Directions for this task |
Copy each line exactly. Drop every picture.

Supplied records |

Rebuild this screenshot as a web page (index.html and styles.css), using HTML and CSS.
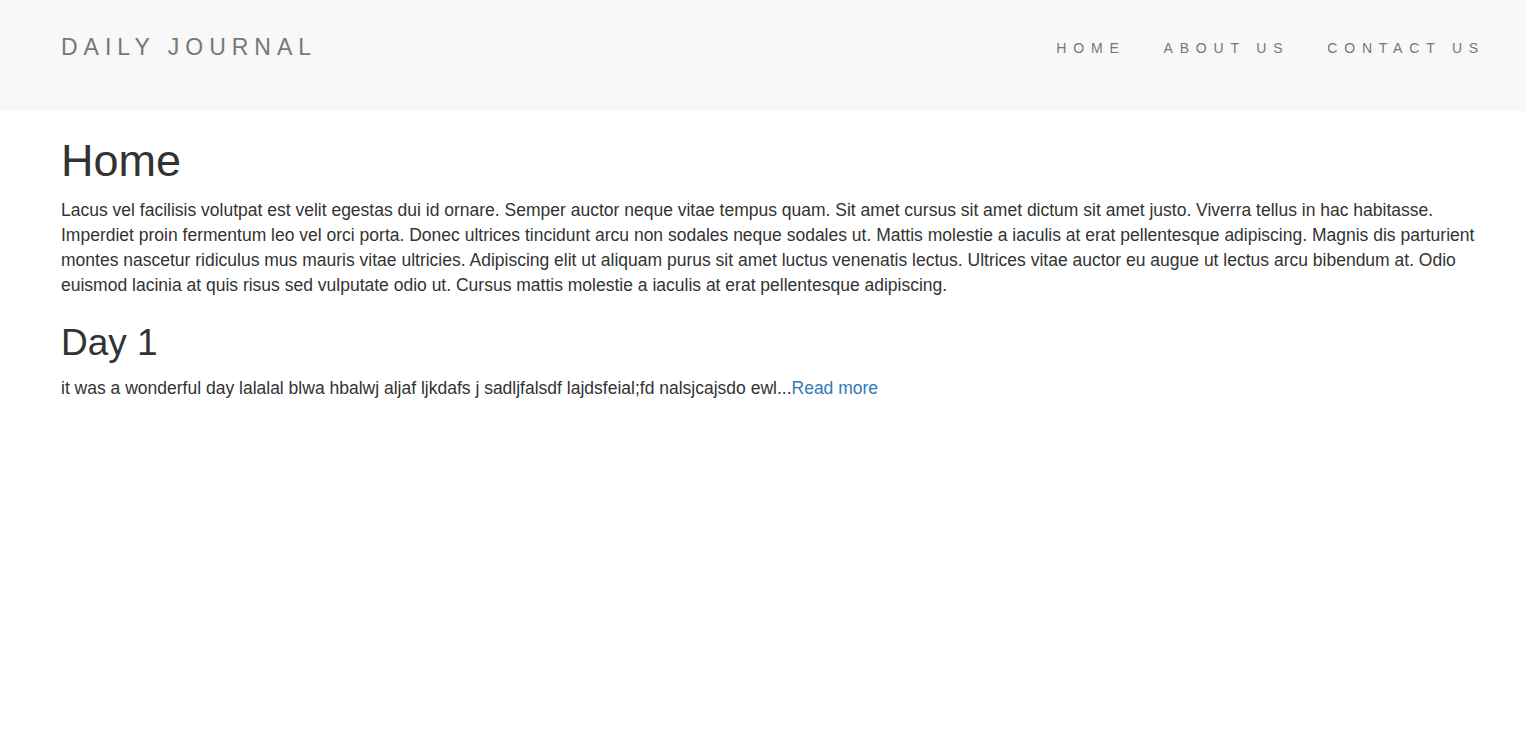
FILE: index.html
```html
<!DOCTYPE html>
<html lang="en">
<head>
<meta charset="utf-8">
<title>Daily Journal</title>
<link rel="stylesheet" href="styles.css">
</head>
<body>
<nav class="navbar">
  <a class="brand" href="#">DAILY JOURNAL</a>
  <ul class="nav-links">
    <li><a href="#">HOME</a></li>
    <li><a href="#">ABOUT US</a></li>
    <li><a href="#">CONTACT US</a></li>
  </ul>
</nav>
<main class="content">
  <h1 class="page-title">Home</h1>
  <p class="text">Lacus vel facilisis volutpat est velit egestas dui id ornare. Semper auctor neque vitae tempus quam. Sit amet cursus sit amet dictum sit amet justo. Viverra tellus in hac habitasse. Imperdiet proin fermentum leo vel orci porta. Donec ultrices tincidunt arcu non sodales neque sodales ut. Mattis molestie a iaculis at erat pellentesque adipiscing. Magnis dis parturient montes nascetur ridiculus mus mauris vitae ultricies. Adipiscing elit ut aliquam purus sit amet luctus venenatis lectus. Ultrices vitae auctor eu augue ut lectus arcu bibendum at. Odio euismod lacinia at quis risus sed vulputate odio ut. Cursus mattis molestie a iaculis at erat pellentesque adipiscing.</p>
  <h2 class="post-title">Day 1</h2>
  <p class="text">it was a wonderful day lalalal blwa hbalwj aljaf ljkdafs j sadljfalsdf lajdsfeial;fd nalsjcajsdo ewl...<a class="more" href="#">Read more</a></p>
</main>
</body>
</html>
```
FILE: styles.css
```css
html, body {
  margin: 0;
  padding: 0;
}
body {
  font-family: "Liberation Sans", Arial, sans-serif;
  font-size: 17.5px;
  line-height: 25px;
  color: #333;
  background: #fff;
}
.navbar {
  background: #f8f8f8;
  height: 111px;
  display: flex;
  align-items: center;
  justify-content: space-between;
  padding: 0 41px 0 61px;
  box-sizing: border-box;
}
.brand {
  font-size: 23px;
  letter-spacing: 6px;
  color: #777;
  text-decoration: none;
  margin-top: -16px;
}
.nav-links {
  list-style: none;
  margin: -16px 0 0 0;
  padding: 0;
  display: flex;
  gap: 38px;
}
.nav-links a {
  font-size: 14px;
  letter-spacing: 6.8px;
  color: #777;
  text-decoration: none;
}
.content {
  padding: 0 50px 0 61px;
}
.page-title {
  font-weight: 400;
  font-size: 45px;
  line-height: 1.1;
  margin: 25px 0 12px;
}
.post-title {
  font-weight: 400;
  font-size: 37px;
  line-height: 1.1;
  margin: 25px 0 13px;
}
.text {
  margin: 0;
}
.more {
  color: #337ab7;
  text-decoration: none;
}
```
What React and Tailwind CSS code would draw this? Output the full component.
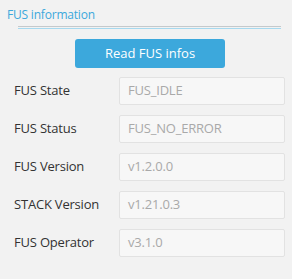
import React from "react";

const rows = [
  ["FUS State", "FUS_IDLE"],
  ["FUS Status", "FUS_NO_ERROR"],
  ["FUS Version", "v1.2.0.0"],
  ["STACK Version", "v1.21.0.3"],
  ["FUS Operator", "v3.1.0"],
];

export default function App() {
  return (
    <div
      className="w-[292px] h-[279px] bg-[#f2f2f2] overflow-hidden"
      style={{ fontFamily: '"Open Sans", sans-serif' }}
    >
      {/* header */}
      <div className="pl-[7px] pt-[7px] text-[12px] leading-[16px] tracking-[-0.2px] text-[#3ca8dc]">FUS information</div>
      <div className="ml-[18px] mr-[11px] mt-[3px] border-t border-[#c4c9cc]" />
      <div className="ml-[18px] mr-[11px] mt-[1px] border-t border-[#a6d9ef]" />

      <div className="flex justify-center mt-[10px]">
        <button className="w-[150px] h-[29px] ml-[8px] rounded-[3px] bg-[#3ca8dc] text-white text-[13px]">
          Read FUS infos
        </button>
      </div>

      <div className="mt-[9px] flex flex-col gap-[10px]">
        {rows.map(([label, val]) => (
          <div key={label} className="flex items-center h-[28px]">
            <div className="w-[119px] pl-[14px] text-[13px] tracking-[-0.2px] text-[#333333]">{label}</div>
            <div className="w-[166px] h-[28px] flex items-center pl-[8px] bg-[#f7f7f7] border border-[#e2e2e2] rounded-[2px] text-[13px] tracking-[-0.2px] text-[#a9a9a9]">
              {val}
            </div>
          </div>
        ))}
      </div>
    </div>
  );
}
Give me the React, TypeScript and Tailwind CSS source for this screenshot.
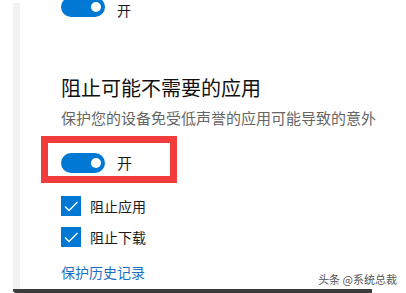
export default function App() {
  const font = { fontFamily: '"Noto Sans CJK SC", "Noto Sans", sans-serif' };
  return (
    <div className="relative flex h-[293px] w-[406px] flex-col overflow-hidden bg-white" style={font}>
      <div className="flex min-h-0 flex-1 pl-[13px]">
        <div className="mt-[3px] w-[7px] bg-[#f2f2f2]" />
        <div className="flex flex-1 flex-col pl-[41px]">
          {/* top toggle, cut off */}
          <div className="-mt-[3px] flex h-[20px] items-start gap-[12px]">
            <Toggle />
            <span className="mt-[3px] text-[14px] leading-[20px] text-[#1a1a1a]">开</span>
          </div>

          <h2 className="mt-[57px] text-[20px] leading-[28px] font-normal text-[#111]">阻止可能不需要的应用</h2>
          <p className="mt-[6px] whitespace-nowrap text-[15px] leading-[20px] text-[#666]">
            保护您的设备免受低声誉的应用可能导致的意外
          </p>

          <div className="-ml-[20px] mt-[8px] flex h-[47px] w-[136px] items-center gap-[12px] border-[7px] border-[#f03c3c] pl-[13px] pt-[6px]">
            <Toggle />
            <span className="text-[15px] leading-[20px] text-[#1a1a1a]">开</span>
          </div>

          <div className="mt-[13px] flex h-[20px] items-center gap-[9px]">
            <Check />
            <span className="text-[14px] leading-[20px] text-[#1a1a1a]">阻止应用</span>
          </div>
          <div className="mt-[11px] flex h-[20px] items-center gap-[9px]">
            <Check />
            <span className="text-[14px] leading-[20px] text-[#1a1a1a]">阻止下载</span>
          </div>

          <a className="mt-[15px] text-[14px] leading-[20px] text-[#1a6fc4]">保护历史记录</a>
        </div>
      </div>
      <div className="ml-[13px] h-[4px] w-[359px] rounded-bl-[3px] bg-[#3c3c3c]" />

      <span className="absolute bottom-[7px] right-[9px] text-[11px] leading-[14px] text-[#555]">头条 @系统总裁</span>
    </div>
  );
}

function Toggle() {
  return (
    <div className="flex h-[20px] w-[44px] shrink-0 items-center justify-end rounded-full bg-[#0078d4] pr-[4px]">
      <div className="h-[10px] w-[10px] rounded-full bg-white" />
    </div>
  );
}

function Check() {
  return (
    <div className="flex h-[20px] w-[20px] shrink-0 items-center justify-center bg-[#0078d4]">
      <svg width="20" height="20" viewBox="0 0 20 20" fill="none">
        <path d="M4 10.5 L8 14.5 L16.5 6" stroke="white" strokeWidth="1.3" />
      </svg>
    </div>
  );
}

Task answer |
Rebuild this screenshot as a web page (index.html and styles.css), using HTML and CSS.
FILE: index.html
```html
<!DOCTYPE html>
<html lang="en">
<head>
<meta charset="utf-8">
<title>Daily Journal</title>
<link rel="stylesheet" href="styles.css">
</head>
<body>
<nav class="navbar">
  <a class="brand" href="#">DAILY JOURNAL</a>
  <ul class="nav-links">
    <li><a href="#">HOME</a></li>
    <li><a href="#">ABOUT US</a></li>
    <li><a href="#">CONTACT US</a></li>
  </ul>
</nav>
<main class="content">
  <h1 class="page-title">Home</h1>
  <p class="text">Lacus vel facilisis volutpat est velit egestas dui id ornare. Semper auctor neque vitae tempus quam. Sit amet cursus sit amet dictum sit amet justo. Viverra tellus in hac habitasse. Imperdiet proin fermentum leo vel orci porta. Donec ultrices tincidunt arcu non sodales neque sodales ut. Mattis molestie a iaculis at erat pellentesque adipiscing. Magnis dis parturient montes nascetur ridiculus mus mauris vitae ultricies. Adipiscing elit ut aliquam purus sit amet luctus venenatis lectus. Ultrices vitae auctor eu augue ut lectus arcu bibendum at. Odio euismod lacinia at quis risus sed vulputate odio ut. Cursus mattis molestie a iaculis at erat pellentesque adipiscing.</p>
  <h2 class="post-title">Day 1</h2>
  <p class="text">it was a wonderful day lalalal blwa hbalwj aljaf ljkdafs j sadljfalsdf lajdsfeial;fd nalsjcajsdo ewl...<a class="more" href="#">Read more</a></p>
</main>
</body>
</html>
```
FILE: styles.css
```css
html, body {
  margin: 0;
  padding: 0;
}
body {
  font-family: "Liberation Sans", Arial, sans-serif;
  font-size: 17.5px;
  line-height: 25px;
  color: #333;
  background: #fff;
}
.navbar {
  background: #f8f8f8;
  height: 111px;
  display: flex;
  align-items: center;
  justify-content: space-between;
  padding: 0 41px 0 61px;
  box-sizing: border-box;
}
.brand {
  font-size: 23px;
  letter-spacing: 6px;
  color: #777;
  text-decoration: none;
  margin-top: -16px;
}
.nav-links {
  list-style: none;
  margin: -16px 0 0 0;
  padding: 0;
  display: flex;
  gap: 38px;
}
.nav-links a {
  font-size: 14px;
  letter-spacing: 6.8px;
  color: #777;
  text-decoration: none;
}
.content {
  padding: 0 50px 0 61px;
}
.page-title {
  font-weight: 400;
  font-size: 45px;
  line-height: 1.1;
  margin: 25px 0 12px;
}
.post-title {
  font-weight: 400;
  font-size: 37px;
  line-height: 1.1;
  margin: 25px 0 13px;
}
.text {
  margin: 0;
}
.more {
  color: #337ab7;
  text-decoration: none;
}
```
What React and Tailwind CSS code would draw this? Output the full component.
import React from "react";

const rows = [
  ["FUS State", "FUS_IDLE"],
  ["FUS Status", "FUS_NO_ERROR"],
  ["FUS Version", "v1.2.0.0"],
  ["STACK Version", "v1.21.0.3"],
  ["FUS Operator", "v3.1.0"],
];

export default function App() {
  return (
    <div
      className="w-[292px] h-[279px] bg-[#f2f2f2] overflow-hidden"
      style={{ fontFamily: '"Open Sans", sans-serif' }}
    >
      {/* header */}
      <div className="pl-[7px] pt-[7px] text-[12px] leading-[16px] tracking-[-0.2px] text-[#3ca8dc]">FUS information</div>
      <div className="ml-[18px] mr-[11px] mt-[3px] border-t border-[#c4c9cc]" />
      <div className="ml-[18px] mr-[11px] mt-[1px] border-t border-[#a6d9ef]" />

      <div className="flex justify-center mt-[10px]">
        <button className="w-[150px] h-[29px] ml-[8px] rounded-[3px] bg-[#3ca8dc] text-white text-[13px]">
          Read FUS infos
        </button>
      </div>

      <div className="mt-[9px] flex flex-col gap-[10px]">
        {rows.map(([label, val]) => (
          <div key={label} className="flex items-center h-[28px]">
            <div className="w-[119px] pl-[14px] text-[13px] tracking-[-0.2px] text-[#333333]">{label}</div>
            <div className="w-[166px] h-[28px] flex items-center pl-[8px] bg-[#f7f7f7] border border-[#e2e2e2] rounded-[2px] text-[13px] tracking-[-0.2px] text-[#a9a9a9]">
              {val}
            </div>
          </div>
        ))}
      </div>
    </div>
  );
}
Give me the React, TypeScript and Tailwind CSS source for this screenshot.
export default function App() {
  const font = { fontFamily: '"Noto Sans CJK SC", "Noto Sans", sans-serif' };
  return (
    <div className="relative flex h-[293px] w-[406px] flex-col overflow-hidden bg-white" style={font}>
      <div className="flex min-h-0 flex-1 pl-[13px]">
        <div className="mt-[3px] w-[7px] bg-[#f2f2f2]" />
        <div className="flex flex-1 flex-col pl-[41px]">
          {/* top toggle, cut off */}
          <div className="-mt-[3px] flex h-[20px] items-start gap-[12px]">
            <Toggle />
            <span className="mt-[3px] text-[14px] leading-[20px] text-[#1a1a1a]">开</span>
          </div>

          <h2 className="mt-[57px] text-[20px] leading-[28px] font-normal text-[#111]">阻止可能不需要的应用</h2>
          <p className="mt-[6px] whitespace-nowrap text-[15px] leading-[20px] text-[#666]">
            保护您的设备免受低声誉的应用可能导致的意外
          </p>

          <div className="-ml-[20px] mt-[8px] flex h-[47px] w-[136px] items-center gap-[12px] border-[7px] border-[#f03c3c] pl-[13px] pt-[6px]">
            <Toggle />
            <span className="text-[15px] leading-[20px] text-[#1a1a1a]">开</span>
          </div>

          <div className="mt-[13px] flex h-[20px] items-center gap-[9px]">
            <Check />
            <span className="text-[14px] leading-[20px] text-[#1a1a1a]">阻止应用</span>
          </div>
          <div className="mt-[11px] flex h-[20px] items-center gap-[9px]">
            <Check />
            <span className="text-[14px] leading-[20px] text-[#1a1a1a]">阻止下载</span>
          </div>

          <a className="mt-[15px] text-[14px] leading-[20px] text-[#1a6fc4]">保护历史记录</a>
        </div>
      </div>
      <div className="ml-[13px] h-[4px] w-[359px] rounded-bl-[3px] bg-[#3c3c3c]" />

      <span className="absolute bottom-[7px] right-[9px] text-[11px] leading-[14px] text-[#555]">头条 @系统总裁</span>
    </div>
  );
}

function Toggle() {
  return (
    <div className="flex h-[20px] w-[44px] shrink-0 items-center justify-end rounded-full bg-[#0078d4] pr-[4px]">
      <div className="h-[10px] w-[10px] rounded-full bg-white" />
    </div>
  );
}

function Check() {
  return (
    <div className="flex h-[20px] w-[20px] shrink-0 items-center justify-center bg-[#0078d4]">
      <svg width="20" height="20" viewBox="0 0 20 20" fill="none">
        <path d="M4 10.5 L8 14.5 L16.5 6" stroke="white" strokeWidth="1.3" />
      </svg>
    </div>
  );
}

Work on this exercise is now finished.